The first problem is that people are illegally copying my posts, probably using RSS scraping, and putting them up on their own ad-infested sites. It is trivial to find them using Google for any somewhat unique word or phrase in one of my posts. Lately one of them, linux-support.com, actually sends me pingbacks announcing the fact that they’ve scraped me! Most of these sites seem to be nothing but content farms for selling ad impressions, and almost none of them have any identifiable names for the owners.

(There is an exception: I have specifically set up sites like Planet Debian and Goodreads to copy my blog posts.)

I’m obviously an advocate of open content, but I do not feel it right that others should be profiting by putting photos and stories about Free Software, or photos of my family, on their ad farms. While I release a great deal of content under GPL or Creative Commons licenses, I have never done so with my blog – an intentional decision.

What should I do about this? Is it worth fighting a battle over, or is it about as useless as trying to block every spam follower on my twitter account?

So that’s the first weird thing. The second weird thing just started within the last few weeks. I have been getting a surprising amount (a few a week) of email addressed to me. It does not bear the appearance of being 100% automated spam, though it is possible that it is. It’s taken a few forms:

  • Someone wanting to buy an ad on my blog
  • Someone wanting to send me a story hyping their product (and intending me to pretend that I wrote the story)
  • Someone wanting me to write a story about their website and link to it

The profit motive in all of these is high, and in at least the second and third, so is the sleaze factor.

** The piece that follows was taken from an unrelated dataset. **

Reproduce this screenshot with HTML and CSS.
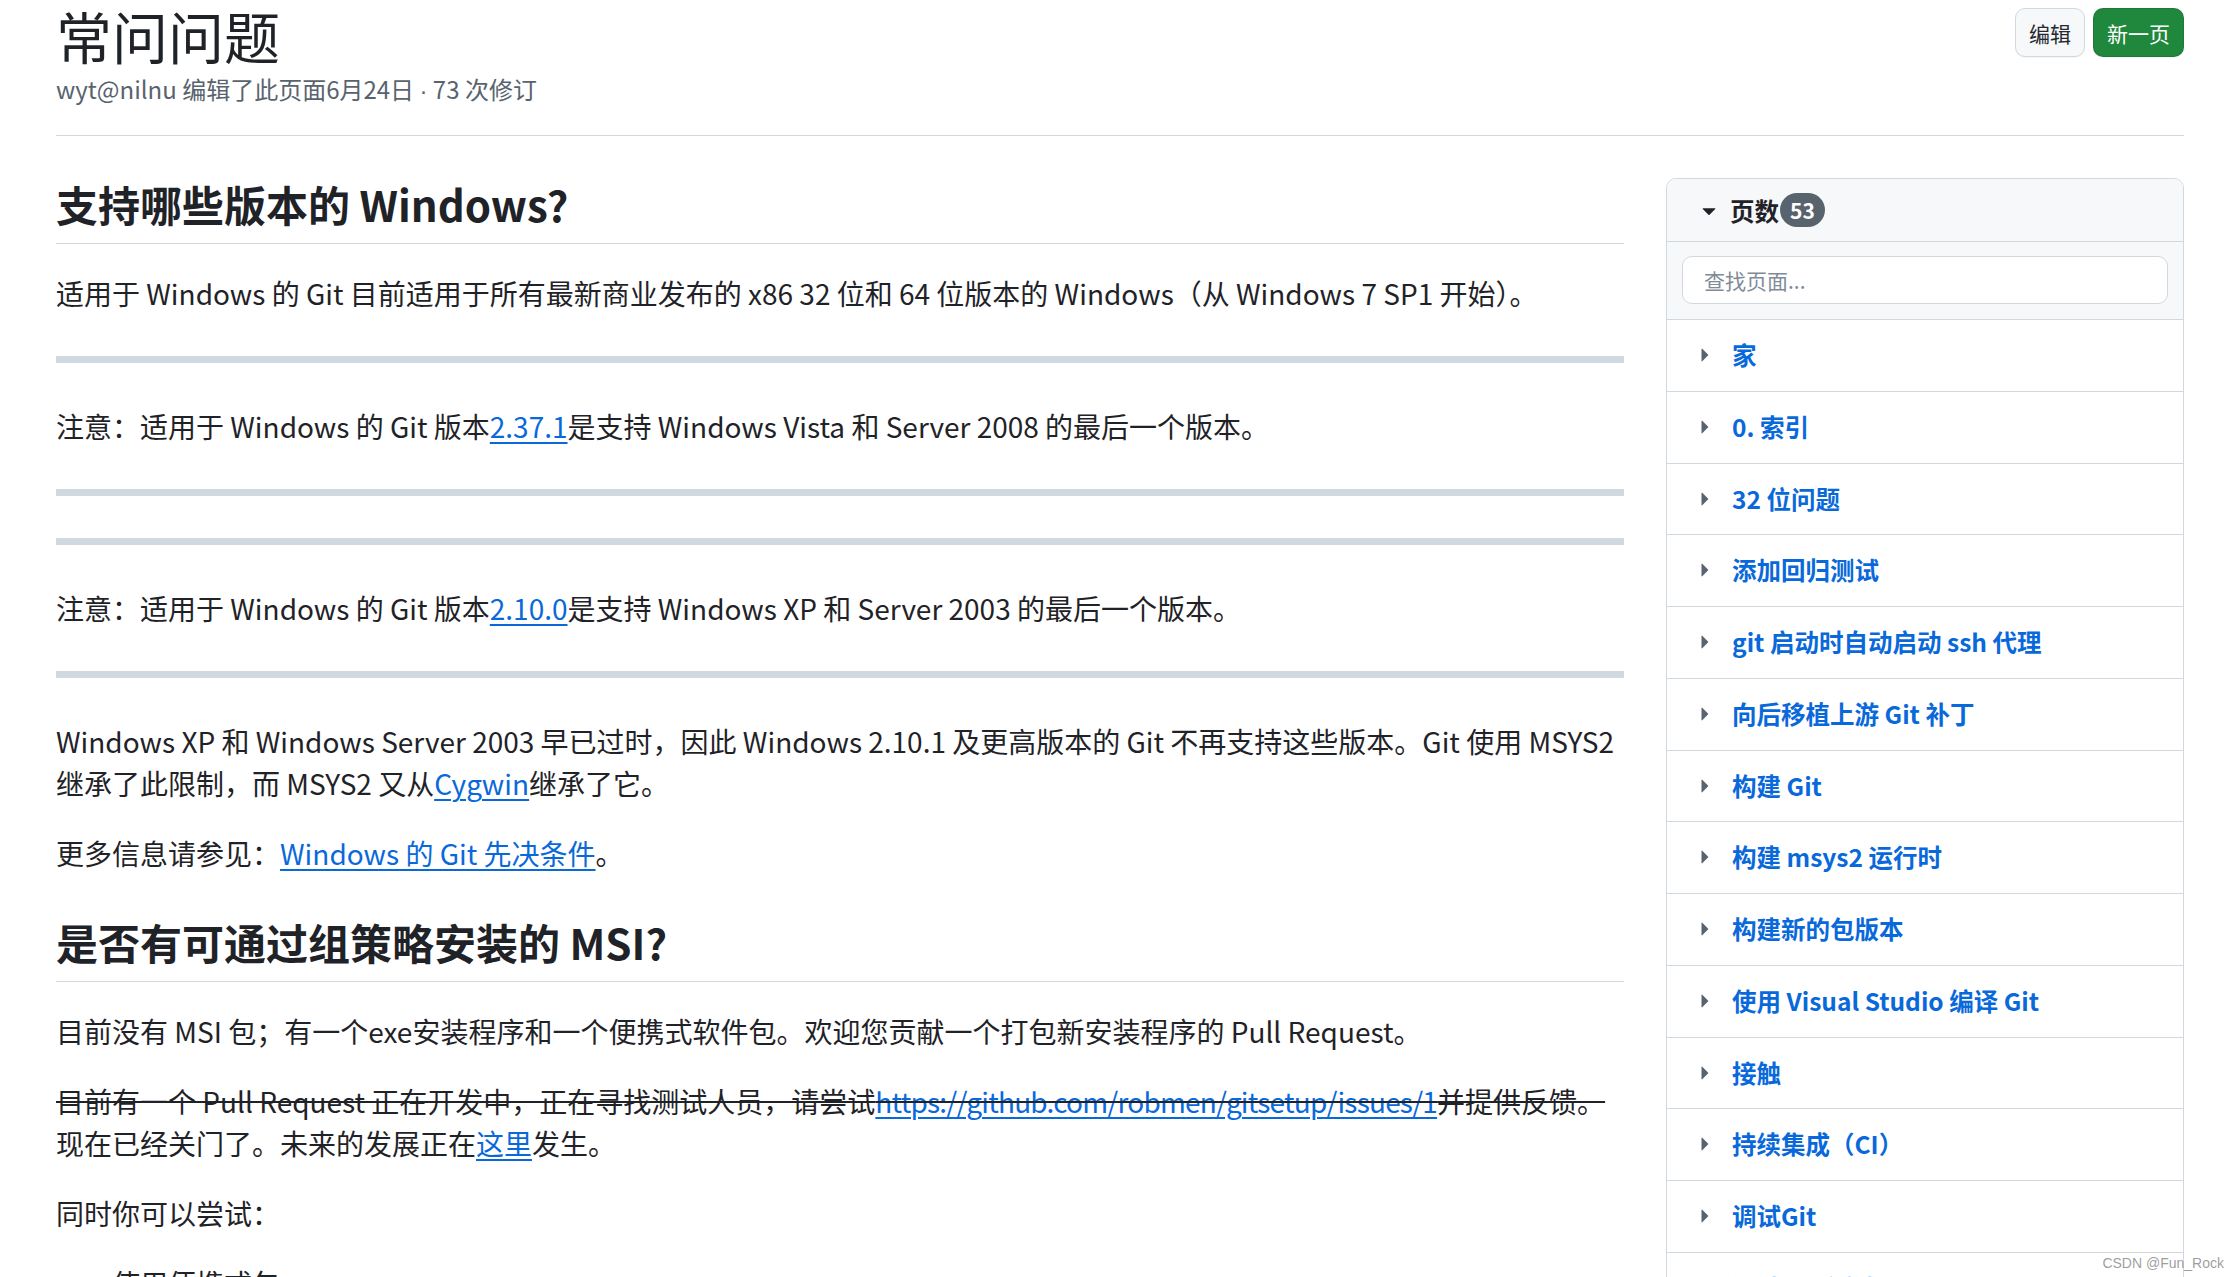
FILE: index.html
```html
<!DOCTYPE html>
<html lang="zh-CN">
<head>
<meta charset="utf-8">
<title>常问问题</title>
<link rel="stylesheet" href="styles.css">
</head>
<body>
<div class="container">
  <header class="page-head">
    <div class="head-text">
      <h1 class="page-title">常问问题</h1>
      <div class="page-meta">wyt@nilnu 编辑了此页面6月24日 <span class="dot">·</span> 73 次修订</div>
    </div>
    <div class="head-actions">
      <a class="btn" href="#">编辑</a>
      <a class="btn btn-primary" href="#">新一页</a>
    </div>
  </header>

  <div class="layout">
    <main class="markdown">
      <h2>支持哪些版本的 Windows?</h2>
      <p>适用于 Windows 的 Git 目前适用于所有最新商业发布的 x86 32 位和 64 位版本的 Windows（从 Windows 7 SP1 开始）。</p>
      <hr>
      <p>注意：适用于 Windows 的 Git 版本<a href="#">2.37.1</a>是支持 Windows Vista 和 Server 2008 的最后一个版本。</p>
      <hr>
      <hr>
      <p>注意：适用于 Windows 的 Git 版本<a href="#">2.10.0</a>是支持 Windows XP 和 Server 2003 的最后一个版本。</p>
      <hr>
      <p>Windows XP 和 Windows Server 2003 早已过时，因此 Windows 2.10.1 及更高版本的 Git 不再支持这些版本。Git 使用 MSYS2 继承了此限制，而 MSYS2 又从<a href="#">Cygwin</a>继承了它。</p>
      <p>更多信息请参见：<a href="#">Windows 的 Git 先决条件</a>。</p>
      <h2>是否有可通过组策略安装的 MSI?</h2>
      <p>目前没有 MSI 包；有一个exe安装程序和一个便携式软件包。欢迎您贡献一个打包新安装程序的 Pull Request。</p>
      <p><del>目前有一个 Pull Request 正在开发中，正在寻找测试人员，请尝试<a class="url-link" href="#">https://github.com/robmen/gitsetup/issues/1</a>并提供反馈。</del><br>现在已经关门了。未来的发展正在<a href="#">这里</a>发生。</p>
      <p>同时你可以尝试：</p>
      <ul>
        <li>使用便携式包</li>
        <li>使用静默安装参数</li>
      </ul>
    </main>

    <aside class="sidebar">
      <div class="pages-box">
        <div class="pages-header">
          <svg class="tri-down" viewBox="0 0 16 16" width="28" height="28" aria-hidden="true"><path d="m4.427 7.427 3.396 3.396a.25.25 0 0 0 .354 0l3.396-3.396A.25.25 0 0 0 11.396 7H4.604a.25.25 0 0 0-.177.427Z"/></svg>
          <span class="pages-label">页数</span>
          <span class="counter">53</span>
        </div>
        <div class="pages-search">
          <input class="search-input" type="text" placeholder="查找页面...">
        </div>
        <ul class="pages-list">
          <li><svg class="tri-right" viewBox="0 0 16 16" width="28" height="28"><path d="m6.427 4.427 3.396 3.396a.25.25 0 0 1 0 .354l-3.396 3.396A.25.25 0 0 1 6 11.396V4.604a.25.25 0 0 1 .427-.177Z"/></svg><a href="#">家</a></li>
          <li><svg class="tri-right" viewBox="0 0 16 16" width="28" height="28"><path d="m6.427 4.427 3.396 3.396a.25.25 0 0 1 0 .354l-3.396 3.396A.25.25 0 0 1 6 11.396V4.604a.25.25 0 0 1 .427-.177Z"/></svg><a href="#">0. 索引</a></li>
          <li><svg class="tri-right" viewBox="0 0 16 16" width="28" height="28"><path d="m6.427 4.427 3.396 3.396a.25.25 0 0 1 0 .354l-3.396 3.396A.25.25 0 0 1 6 11.396V4.604a.25.25 0 0 1 .427-.177Z"/></svg><a href="#">32 位问题</a></li>
          <li><svg class="tri-right" viewBox="0 0 16 16" width="28" height="28"><path d="m6.427 4.427 3.396 3.396a.25.25 0 0 1 0 .354l-3.396 3.396A.25.25 0 0 1 6 11.396V4.604a.25.25 0 0 1 .427-.177Z"/></svg><a href="#">添加回归测试</a></li>
          <li><svg class="tri-right" viewBox="0 0 16 16" width="28" height="28"><path d="m6.427 4.427 3.396 3.396a.25.25 0 0 1 0 .354l-3.396 3.396A.25.25 0 0 1 6 11.396V4.604a.25.25 0 0 1 .427-.177Z"/></svg><a href="#">git 启动时自动启动 ssh 代理</a></li>
          <li><svg class="tri-right" viewBox="0 0 16 16" width="28" height="28"><path d="m6.427 4.427 3.396 3.396a.25.25 0 0 1 0 .354l-3.396 3.396A.25.25 0 0 1 6 11.396V4.604a.25.25 0 0 1 .427-.177Z"/></svg><a href="#">向后移植上游 Git 补丁</a></li>
          <li><svg class="tri-right" viewBox="0 0 16 16" width="28" height="28"><path d="m6.427 4.427 3.396 3.396a.25.25 0 0 1 0 .354l-3.396 3.396A.25.25 0 0 1 6 11.396V4.604a.25.25 0 0 1 .427-.177Z"/></svg><a href="#">构建 Git</a></li>
          <li><svg class="tri-right" viewBox="0 0 16 16" width="28" height="28"><path d="m6.427 4.427 3.396 3.396a.25.25 0 0 1 0 .354l-3.396 3.396A.25.25 0 0 1 6 11.396V4.604a.25.25 0 0 1 .427-.177Z"/></svg><a href="#">构建 msys2 运行时</a></li>
          <li><svg class="tri-right" viewBox="0 0 16 16" width="28" height="28"><path d="m6.427 4.427 3.396 3.396a.25.25 0 0 1 0 .354l-3.396 3.396A.25.25 0 0 1 6 11.396V4.604a.25.25 0 0 1 .427-.177Z"/></svg><a href="#">构建新的包版本</a></li>
          <li><svg class="tri-right" viewBox="0 0 16 16" width="28" height="28"><path d="m6.427 4.427 3.396 3.396a.25.25 0 0 1 0 .354l-3.396 3.396A.25.25 0 0 1 6 11.396V4.604a.25.25 0 0 1 .427-.177Z"/></svg><a href="#">使用 Visual Studio 编译 Git</a></li>
          <li><svg class="tri-right" viewBox="0 0 16 16" width="28" height="28"><path d="m6.427 4.427 3.396 3.396a.25.25 0 0 1 0 .354l-3.396 3.396A.25.25 0 0 1 6 11.396V4.604a.25.25 0 0 1 .427-.177Z"/></svg><a href="#">接触</a></li>
          <li><svg class="tri-right" viewBox="0 0 16 16" width="28" height="28"><path d="m6.427 4.427 3.396 3.396a.25.25 0 0 1 0 .354l-3.396 3.396A.25.25 0 0 1 6 11.396V4.604a.25.25 0 0 1 .427-.177Z"/></svg><a href="#">持续集成（CI）</a></li>
          <li><svg class="tri-right" viewBox="0 0 16 16" width="28" height="28"><path d="m6.427 4.427 3.396 3.396a.25.25 0 0 1 0 .354l-3.396 3.396A.25.25 0 0 1 6 11.396V4.604a.25.25 0 0 1 .427-.177Z"/></svg><a href="#">调试Git</a></li>
          <li><svg class="tri-right" viewBox="0 0 16 16" width="28" height="28"><path d="m6.427 4.427 3.396 3.396a.25.25 0 0 1 0 .354l-3.396 3.396A.25.25 0 0 1 6 11.396V4.604a.25.25 0 0 1 .427-.177Z"/></svg><a href="#">调试 Git 测试</a></li>
        </ul>
      </div>
    </aside>
  </div>
</div>
<div class="watermark">CSDN @Fun_Rock</div>
</body>
</html>
```

FILE: styles.css
```css
html, body {
  margin: 0;
  padding: 0;
  height: 1277px;
  overflow: hidden;
  background: #ffffff;
}

body {
  font-family: "Noto Sans CJK SC", "Noto Sans", sans-serif;
  color: #1f2328;
}

a {
  color: #0969da;
}

.container {
  padding: 0 56px;
}

/* header */
.page-head {
  display: flex;
  justify-content: space-between;
  align-items: flex-start;
  padding-bottom: 28px;
  border-bottom: 1px solid #d1d9e0;
  margin-bottom: 42px;
}

.page-title {
  margin: 0;
  font-size: 56px;
  line-height: 70px;
  font-weight: 400;
  color: #1f2328;
}

.page-meta {
  height: 37px;
  font-size: 24px;
  line-height: 37px;
  color: #59636e;
}

.page-meta .dot {
  font-family: "Liberation Sans", Arial, sans-serif;
  line-height: 1;
}

.head-actions {
  display: flex;
  gap: 8px;
  margin-top: 8px;
}

.btn {
  display: inline-flex;
  align-items: center;
  height: 49px;
  box-sizing: border-box;
  padding: 0 13px;
  font-size: 21px;
  color: #25292e;
  text-decoration: none;
  background: #f6f8fa;
  border: 1px solid #d1d9e0;
  border-radius: 10px;
  box-shadow: 0 1px 0 rgba(31, 35, 40, 0.04);
}

.btn-primary {
  color: #ffffff;
  background: #1f883d;
  border-color: rgba(31, 35, 40, 0.15);
}

/* layout */
.layout {
  display: flex;
  gap: 42px;
  align-items: flex-start;
}

.markdown {
  flex: 0 0 1568px;
  width: 1568px;
  font-size: 28px;
  line-height: 1.5;
}

.markdown h2 {
  margin: 42px 0 28px;
  padding-bottom: 12.6px;
  font-size: 42px;
  line-height: 1.25;
  font-weight: 600;
  border-bottom: 1px solid #d1d9e0;
}

.markdown h2:first-child {
  margin-top: 0;
}

.markdown p {
  margin: 0 0 28px;
}

.markdown hr {
  height: 7px;
  margin: 42px 0;
  padding: 0;
  border: 0;
  background: #d1d9e0;
}

.markdown a {
  text-decoration: underline;
  text-decoration-thickness: 2px;
  text-underline-offset: 4px;
}

.markdown .url-link {
  letter-spacing: -0.8px;
}

.markdown del {
  text-decoration-thickness: 2px;
}

.markdown ul {
  margin: 0 0 28px;
  padding-left: 56px;
}

/* sidebar */
.sidebar {
  flex: 0 0 518px;
  width: 518px;
}

.pages-box {
  border: 1px solid #d1d9e0;
  border-radius: 10px;
  overflow: hidden;
}

.pages-header {
  display: flex;
  align-items: center;
  height: 62px;
  padding-left: 28px;
  background: #f6f8fa;
  border-bottom: 1px solid #d1d9e0;
}

.tri-down {
  fill: #1f2328;
  margin-right: 7px;
}

.pages-label {
  font-size: 24.5px;
  font-weight: 700;
  color: #1f2328;
}

.counter {
  display: inline-flex;
  align-items: center;
  height: 34px;
  padding: 0 10px;
  margin-left: 1px;
  font-size: 21px;
  font-weight: 700;
  color: #ffffff;
  background: #59636e;
  border-radius: 17px;
}

.pages-search {
  padding: 14px 15px 15px;
  background: #f6f8fa;
  border-bottom: 1px solid #d1d9e0;
}

.search-input {
  display: block;
  width: 100%;
  height: 48px;
  box-sizing: border-box;
  padding: 0 21px;
  font-family: inherit;
  font-size: 21px;
  color: #1f2328;
  background: #ffffff;
  border: 1px solid #d1d9e0;
  border-radius: 10px;
  outline: none;
}

.search-input::placeholder {
  color: #818b98;
}

.pages-list {
  list-style: none;
  margin: 0;
  padding: 0;
}

.pages-list li {
  display: flex;
  align-items: flex-start;
  padding: 17px 0 17px 24px;
  line-height: 36.75px;
  border-bottom: 1px solid #d1d9e0;
}

.tri-right {
  flex: 0 0 28px;
  fill: #59636e;
  margin-top: 4px;
  margin-right: 13px;
}

.pages-list a {
  font-size: 24.5px;
  font-weight: 700;
  color: #0969da;
  text-decoration: none;
}

.watermark {
  position: absolute;
  right: 16px;
  bottom: 6px;
  font-family: "Liberation Sans", Arial, sans-serif;
  font-size: 14px;
  color: rgba(140, 140, 140, 0.85);
}
```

I’ve gotten two emails lately of this form:

Hi John,

I am curious if you are the administrator for this site: changelog.complete.org/archives/174-house-outlaws-fast-forwarding-senate-pres-next

I am a researcher / writer involved with a new project whose mission it is to provide accurate and useful information for those interested in the practice of law, whether as a lawyer or paralegal. I recently produced an article detailing the complex relationship between law and technology and the legal implications on personal privacy and free speech. I would love to share this resource with those who might find it useful and am curious of you are the correct person to contact about such a request?

Thank you!

All my best,

The details vary – the URLs appear to be random (the one cited above was little more than a link to an article), the topics the website claims to discuss range from law to schizophrenia (that one actually came with a link to the site, which again seemed to be a content farm). I am slightly tempted to reply to one of these and ask where the heck people are getting my name. It seems as if somebody has put me into a mailing list they sell containing sleazebag bloggers.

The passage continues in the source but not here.